>> START Data shown

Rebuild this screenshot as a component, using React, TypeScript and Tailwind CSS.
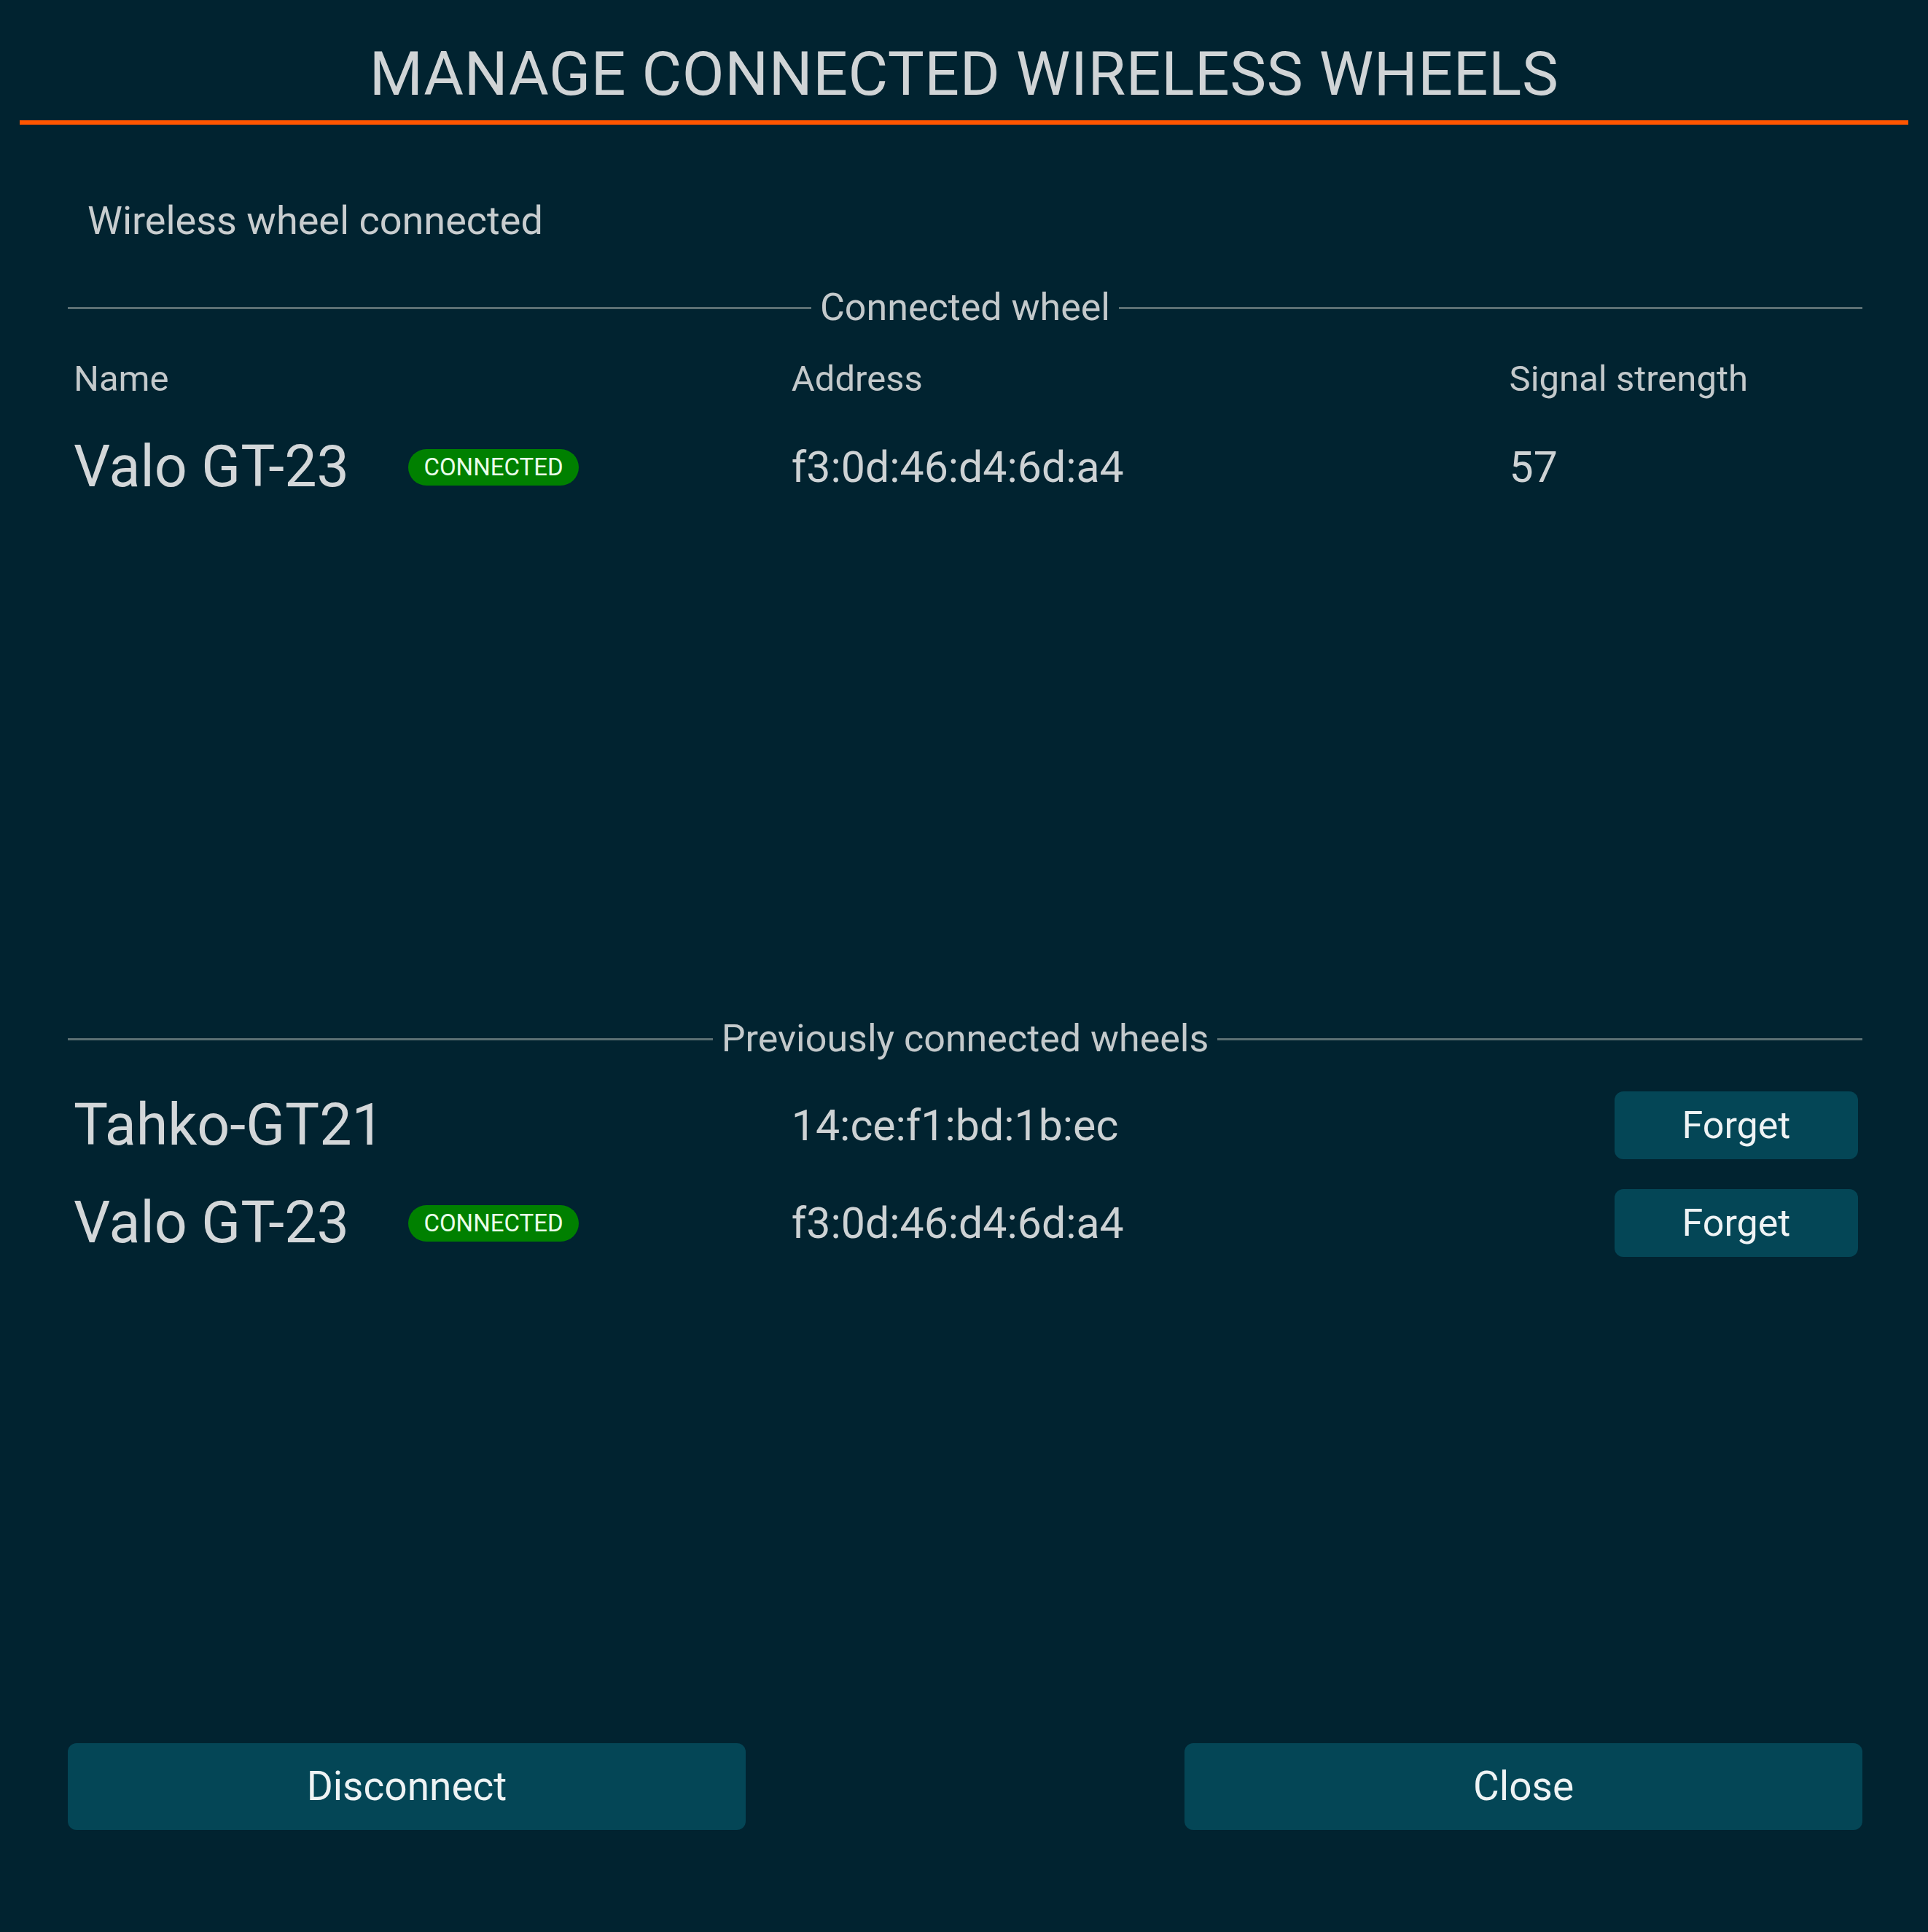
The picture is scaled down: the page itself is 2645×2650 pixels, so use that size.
import React from "react";

const Badge = () => (
  <span className="inline-flex items-center justify-center h-[50px] w-[234px] rounded-full bg-[#008000] text-[33px] leading-none text-[#eaffea]">
    CONNECTED
  </span>
);

const Divider = ({ label }: { label: string }) => (
  <div className="flex items-center gap-[12px]">
    <div className="flex-1 h-[3px] bg-[#5b6f73]" />
    <span className="text-[52px] leading-none text-[#c3c9cb]">{label}</span>
    <div className="flex-1 h-[3px] bg-[#5b6f73]" />
  </div>
);

const ForgetButton = () => (
  <button className="h-[93px] w-[334px] rounded-[12px] bg-[#044656] text-[52px] leading-none text-[#eef3f4]">
    Forget
  </button>
);

export default function App() {
  return (
    <div
      className="w-[2645px] h-[2650px] bg-[#012330] flex flex-col text-[#cdd2d4]"
      style={{ fontFamily: "Roboto, 'Liberation Sans', sans-serif" }}
    >
      <div className="pt-[60px] text-center text-[84px] leading-none tracking-[0.6px] text-[#d0d4d6]">
        MANAGE CONNECTED WIRELESS WHEELS
      </div>
      <div className="mx-[27px] mt-[21px] h-[6px] bg-[#ff5500]" />

      <div className="pl-[93px] pr-[90px] flex flex-col">
        <div className="mt-[105px] pl-[27px] text-[54px] leading-none text-[#c8cdcf]">
          Wireless wheel connected
        </div>

        <div className="mt-[66px]">
          <Divider label="Connected wheel" />
        </div>

        <div className="mt-[47px] grid grid-cols-[2fr_2fr_1fr] text-[49px] leading-none text-[#c3c9cb]">
          <div className="pl-[8px]">Name</div>
          <div className="pl-[8px]">Address</div>
          <div className="pl-[8px]">Signal strength</div>
        </div>

        <div className="mt-[57px] grid grid-cols-[2fr_2fr_1fr] items-center">
          <div className="pl-[8px] flex items-center gap-[81px]">
            <span className="text-[79px] leading-none text-[#d3d7d9]">Valo GT-23</span>
            <Badge />
          </div>
          <div className="pl-[8px] text-[59px] leading-none">f3:0d:46:d4:6d:a4</div>
          <div className="pl-[8px] text-[59px] leading-none">57</div>
        </div>

        <div className="mt-[719px]">
          <Divider label="Previously connected wheels" />
        </div>

        <div className="mt-[46px] flex flex-col gap-[41px]">
          <div className="grid grid-cols-[2fr_2fr_1fr] items-center h-[93px]">
            <div className="pl-[8px] text-[79px] leading-none text-[#d3d7d9]">Tahko-GT21</div>
            <div className="pl-[8px] text-[59px] leading-none">14:ce:f1:bd:1b:ec</div>
            <div className="flex justify-end pr-[6px]">
              <ForgetButton />
            </div>
          </div>
          <div className="grid grid-cols-[2fr_2fr_1fr] items-center h-[93px]">
            <div className="pl-[8px] flex items-center gap-[81px]">
              <span className="text-[79px] leading-none text-[#d3d7d9]">Valo GT-23</span>
              <Badge />
            </div>
            <div className="pl-[8px] text-[59px] leading-none">f3:0d:46:d4:6d:a4</div>
            <div className="flex justify-end pr-[6px]">
              <ForgetButton />
            </div>
          </div>
        </div>

        <div className="mt-[667px] flex justify-between">
          <button className="h-[119px] w-[930px] rounded-[12px] bg-[#044656] text-[55px] leading-none text-[#eef3f4]">
            Disconnect
          </button>
          <button className="h-[119px] w-[930px] rounded-[12px] bg-[#044656] text-[55px] leading-none text-[#eef3f4]">
            Close
          </button>
        </div>
      </div>
    </div>
  );
}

>> END Data shown

● **What is being asked**: Transcribe all the data word for word; the images stay out.

● **Exercise response**:
Rebuild this screenshot as a component, using React, TypeScript and Tailwind CSS.
The picture is scaled down: the page itself is 2645×2650 pixels, so use that size.
import React from "react";

const Badge = () => (
  <span className="inline-flex items-center justify-center h-[50px] w-[234px] rounded-full bg-[#008000] text-[33px] leading-none text-[#eaffea]">
    CONNECTED
  </span>
);

const Divider = ({ label }: { label: string }) => (
  <div className="flex items-center gap-[12px]">
    <div className="flex-1 h-[3px] bg-[#5b6f73]" />
    <span className="text-[52px] leading-none text-[#c3c9cb]">{label}</span>
    <div className="flex-1 h-[3px] bg-[#5b6f73]" />
  </div>
);

const ForgetButton = () => (
  <button className="h-[93px] w-[334px] rounded-[12px] bg-[#044656] text-[52px] leading-none text-[#eef3f4]">
    Forget
  </button>
);

export default function App() {
  return (
    <div
      className="w-[2645px] h-[2650px] bg-[#012330] flex flex-col text-[#cdd2d4]"
      style={{ fontFamily: "Roboto, 'Liberation Sans', sans-serif" }}
    >
      <div className="pt-[60px] text-center text-[84px] leading-none tracking-[0.6px] text-[#d0d4d6]">
        MANAGE CONNECTED WIRELESS WHEELS
      </div>
      <div className="mx-[27px] mt-[21px] h-[6px] bg-[#ff5500]" />

      <div className="pl-[93px] pr-[90px] flex flex-col">
        <div className="mt-[105px] pl-[27px] text-[54px] leading-none text-[#c8cdcf]">
          Wireless wheel connected
        </div>

        <div className="mt-[66px]">
          <Divider label="Connected wheel" />
        </div>

        <div className="mt-[47px] grid grid-cols-[2fr_2fr_1fr] text-[49px] leading-none text-[#c3c9cb]">
          <div className="pl-[8px]">Name</div>
          <div className="pl-[8px]">Address</div>
          <div className="pl-[8px]">Signal strength</div>
        </div>

        <div className="mt-[57px] grid grid-cols-[2fr_2fr_1fr] items-center">
          <div className="pl-[8px] flex items-center gap-[81px]">
            <span className="text-[79px] leading-none text-[#d3d7d9]">Valo GT-23</span>
            <Badge />
          </div>
          <div className="pl-[8px] text-[59px] leading-none">f3:0d:46:d4:6d:a4</div>
          <div className="pl-[8px] text-[59px] leading-none">57</div>
        </div>

        <div className="mt-[719px]">
          <Divider label="Previously connected wheels" />
        </div>

        <div className="mt-[46px] flex flex-col gap-[41px]">
          <div className="grid grid-cols-[2fr_2fr_1fr] items-center h-[93px]">
            <div className="pl-[8px] text-[79px] leading-none text-[#d3d7d9]">Tahko-GT21</div>
            <div className="pl-[8px] text-[59px] leading-none">14:ce:f1:bd:1b:ec</div>
            <div className="flex justify-end pr-[6px]">
              <ForgetButton />
            </div>
          </div>
          <div className="grid grid-cols-[2fr_2fr_1fr] items-center h-[93px]">
            <div className="pl-[8px] flex items-center gap-[81px]">
              <span className="text-[79px] leading-none text-[#d3d7d9]">Valo GT-23</span>
              <Badge />
            </div>
            <div className="pl-[8px] text-[59px] leading-none">f3:0d:46:d4:6d:a4</div>
            <div className="flex justify-end pr-[6px]">
              <ForgetButton />
            </div>
          </div>
        </div>

        <div className="mt-[667px] flex justify-between">
          <button className="h-[119px] w-[930px] rounded-[12px] bg-[#044656] text-[55px] leading-none text-[#eef3f4]">
            Disconnect
          </button>
          <button className="h-[119px] w-[930px] rounded-[12px] bg-[#044656] text-[55px] leading-none text-[#eef3f4]">
            Close
          </button>
        </div>
      </div>
    </div>
  );
}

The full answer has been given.